Dans une continuité historique, l’ensemble La Diane Française poursuit le voyage dans le temps vers le XVIIIème siècle, à la poursuite de l’œuvre d’un génie musical français méconnu, Jean-Marie Leclair. La programmation portée par Lisa Chaïb Auriol et Thierry Geffrotin, auteur et récitant, retrace le parcours du héraut à travers l’Europe, à la découverte de son œuvre et de ses contemporains Couperin, Rameau, Vivaldi et Locatelli.
Le voyage nourrit les inspirations comme le prouvent Ali et Hèdi Thabet avec Uwrubba, opéra méditerranéen autour du mythe de Narcisse. Puisant dans leurs origines grecques, les deux frères offrent un spectacle syncrétique mêlant musique populaire grecque et mélopées orientales au chant de la mezzo-soprano Catherine Bourgeois.

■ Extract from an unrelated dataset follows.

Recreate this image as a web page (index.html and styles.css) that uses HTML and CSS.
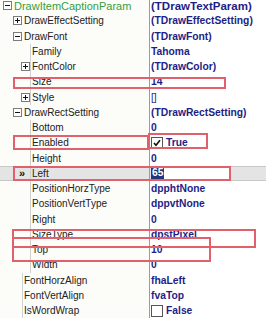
FILE: index.html
```html
<!DOCTYPE html>
<html lang="en">
<head>
  <meta charset="UTF-8">
  <title>Inspector</title>
  <link rel="stylesheet" href="styles.css">
</head>
<body>

<div class="inspector">
  <div class="rows">
    <div class="row root">
      <div class="name l0"><svg class="box" width="9" height="9"><rect x=".5" y=".5" width="8" height="8" fill="#fff" stroke="#7c7c7c"/><path d="M2 4.5h5" stroke="#111"/></svg><span class="green">DrawItemCaptionParam</span></div>
      <div class="val">(TDrawTextParam)</div>
    </div>
    <div class="row">
      <div class="name l1"><svg class="box" width="9" height="9"><rect x=".5" y=".5" width="8" height="8" fill="#fff" stroke="#7c7c7c"/><path d="M2 4.5h5M4.5 2v5" stroke="#111"/></svg><span>DrawEffectSetting</span></div>
      <div class="val">(TDrawEffectSetting)</div>
    </div>
    <div class="row">
      <div class="name l1"><svg class="box" width="9" height="9"><rect x=".5" y=".5" width="8" height="8" fill="#fff" stroke="#7c7c7c"/><path d="M2 4.5h5" stroke="#111"/></svg><span>DrawFont</span></div>
      <div class="val">(TDrawFont)</div>
    </div>
    <div class="row g2">
      <div class="name l2"><span class="sp"></span><span>Family</span></div>
      <div class="val">Tahoma</div>
    </div>
    <div class="row g2">
      <div class="name l2"><svg class="box" width="9" height="9"><rect x=".5" y=".5" width="8" height="8" fill="#fff" stroke="#7c7c7c"/><path d="M2 4.5h5M4.5 2v5" stroke="#111"/></svg><span>FontColor</span></div>
      <div class="val">(TDrawColor)</div>
    </div>
    <div class="row g2">
      <div class="name l2"><span class="sp"></span><span>Size</span></div>
      <div class="val">14</div>
    </div>
    <div class="row g2">
      <div class="name l2"><svg class="box" width="9" height="9"><rect x=".5" y=".5" width="8" height="8" fill="#fff" stroke="#7c7c7c"/><path d="M2 4.5h5M4.5 2v5" stroke="#111"/></svg><span>Style</span></div>
      <div class="val thin">[]</div>
    </div>
    <div class="row">
      <div class="name l1"><svg class="box" width="9" height="9"><rect x=".5" y=".5" width="8" height="8" fill="#fff" stroke="#7c7c7c"/><path d="M2 4.5h5" stroke="#111"/></svg><span>DrawRectSetting</span></div>
      <div class="val">(TDrawRectSetting)</div>
    </div>
    <div class="row g2">
      <div class="name l2"><span class="sp"></span><span>Bottom</span></div>
      <div class="val">0</div>
    </div>
    <div class="row g2">
      <div class="name l2"><span class="sp"></span><span>Enabled</span></div>
      <div class="val"><svg class="check" width="12" height="12"><rect x=".5" y=".5" width="11" height="11" fill="#fff" stroke="#555"/><path d="M3 6l2 2.2 4-5" fill="none" stroke="#111" stroke-width="1.6"/></svg>True</div>
    </div>
    <div class="row g2">
      <div class="name l2"><span class="sp"></span><span>Height</span></div>
      <div class="val">0</div>
    </div>
    <div class="row g2 sel">
      <div class="name lsel"><span class="mark">&raquo;</span><span>Left</span></div>
      <div class="val"><span class="edit"><span class="hl">65</span></span></div>
    </div>
    <div class="row g2">
      <div class="name l2"><span class="sp"></span><span>PositionHorzType</span></div>
      <div class="val">dpphtNone</div>
    </div>
    <div class="row g2">
      <div class="name l2"><span class="sp"></span><span>PositionVertType</span></div>
      <div class="val">dppvtNone</div>
    </div>
    <div class="row g2">
      <div class="name l2"><span class="sp"></span><span>Right</span></div>
      <div class="val">0</div>
    </div>
    <div class="row g2">
      <div class="name l2"><span class="sp"></span><span>SizeType</span></div>
      <div class="val">dpstPixel</div>
    </div>
    <div class="row g2">
      <div class="name l2"><span class="sp"></span><span>Top</span></div>
      <div class="val">10</div>
    </div>
    <div class="row g2">
      <div class="name l2"><span class="sp"></span><span>Width</span></div>
      <div class="val">0</div>
    </div>
    <div class="row g1">
      <div class="name l1"><span class="sp"></span><span>FontHorzAlign</span></div>
      <div class="val">fhaLeft</div>
    </div>
    <div class="row g1">
      <div class="name l1"><span class="sp"></span><span>FontVertAlign</span></div>
      <div class="val">fvaTop</div>
    </div>
    <div class="row g1">
      <div class="name l1"><span class="sp"></span><span>IsWordWrap</span></div>
      <div class="val"><svg class="check" width="12" height="12"><rect x=".5" y=".5" width="11" height="11" fill="#fff" stroke="#555"/></svg>False</div>
    </div>
  </div>

  <!-- annotation frames drawn over the grid -->
  <div class="frame f-size"></div>
  <div class="frame f-en1"></div>
  <div class="frame f-en2"></div>
  <div class="frame f-left"></div>
  <div class="frame f-stype"></div>
  <div class="frame f-top"></div>
</div>

</body>
</html>
```

FILE: styles.css
```css
body {
  margin: 0;
  background: #fff;
  overflow: hidden;
  font-family: "Liberation Sans", Arial, sans-serif;
}
.inspector {
  position: relative;
  width: 266px;
  height: 319px;
  overflow: hidden;
}
.rows {
  display: flex;
  flex-direction: column;
  margin-top: -2px;
}
.row {
  display: flex;
  height: 15.25px;
  flex: none;
}
.name {
  width: 150px;
  box-sizing: border-box;
  border-right: 1px solid #9c9c9c;
  background-color: #fcfcf9;
  display: flex;
  align-items: center;
  gap: 2px;
  font-size: 10px;
  color: #222;
  white-space: nowrap;
}
.l0 { padding-left: 3px; }
.l1 { padding-left: 13px; }
.l2 { padding-left: 21px; }
.lsel { padding-left: 19px; }
.box { flex: none; }
.sp { width: 9px; flex: none; }
.green {
  color: #3a9e3a;
  font-size: 11px;
}
.g2 .name {
  background-image: linear-gradient(#cfcfcf, #cfcfcf);
  background-position: 30px 0;
  background-size: 1px 100%;
  background-repeat: no-repeat;
}
.g1 .name {
  background-image: linear-gradient(#cfcfcf, #cfcfcf);
  background-position: 22px 0;
  background-size: 1px 100%;
  background-repeat: no-repeat;
}
.val {
  flex: 1;
  display: flex;
  align-items: center;
  gap: 3px;
  padding-left: 1px;
  font-size: 10.3px;
  font-weight: bold;
  color: #1e1e86;
  white-space: nowrap;
}
.root .val { font-size: 11.5px; }
.thin { font-weight: normal; }
.check { flex: none; }
.sel .name,
.sel .val {
  background-color: #e4e4e4;
  box-shadow: inset 0 1px #c8c8c8, inset 0 -1px #c8c8c8;
}
.mark {
  width: 11px;
  font-weight: bold;
  font-size: 11px;
  color: #111;
}
.edit {
  width: 80px;
  height: 13px;
  background: #fff;
  display: flex;
  align-items: center;
}
.hl {
  background: #23357a;
  color: #fff;
  padding: 0 1px;
  line-height: 12px;
}
.frame {
  position: absolute;
  box-sizing: border-box;
  border: 2px solid #e0606c;
}
.f-size { left: 13px; top: 77px; width: 213px; height: 12px; }
.f-en1 { left: 13px; top: 135px; width: 136px; height: 15px; }
.f-en2 { left: 148px; top: 133px; width: 60px; height: 16px; }
.f-left { left: 13px; top: 166px; width: 218px; height: 15px; }
.f-stype { left: 12px; top: 229px; width: 244px; height: 19px; }
.f-top { left: 12px; top: 237px; width: 199px; height: 25px; }
```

Friand de confrontations esthétiques et transdisciplinaires, le Théâtre de Caen propose parallèlement deux créations alliant son et images. Avec Vivian : clicks and pics, l’œuvre photographique de Vivian Maier est restituée par Benjamin Dupé au travers d’un opéra de chambre inspiré du texte de Guillaume Poix, Tout entière, avec la soprano Léa Trommenschlager.
Autre projet ambitieux de synchronisation entre image et musique, La Belle et la Bête de Philip Glass sera donné par l’Orchestre Régional de Normandie et des interprètes tels que Kamil Ben Hsaïn Lachiri (récemment à l’affiche du Théâtre des Champs Elysées), Marthe Davost, Mayan Goldenfeld et Florent Karrer à l’occasion d’un ciné concert.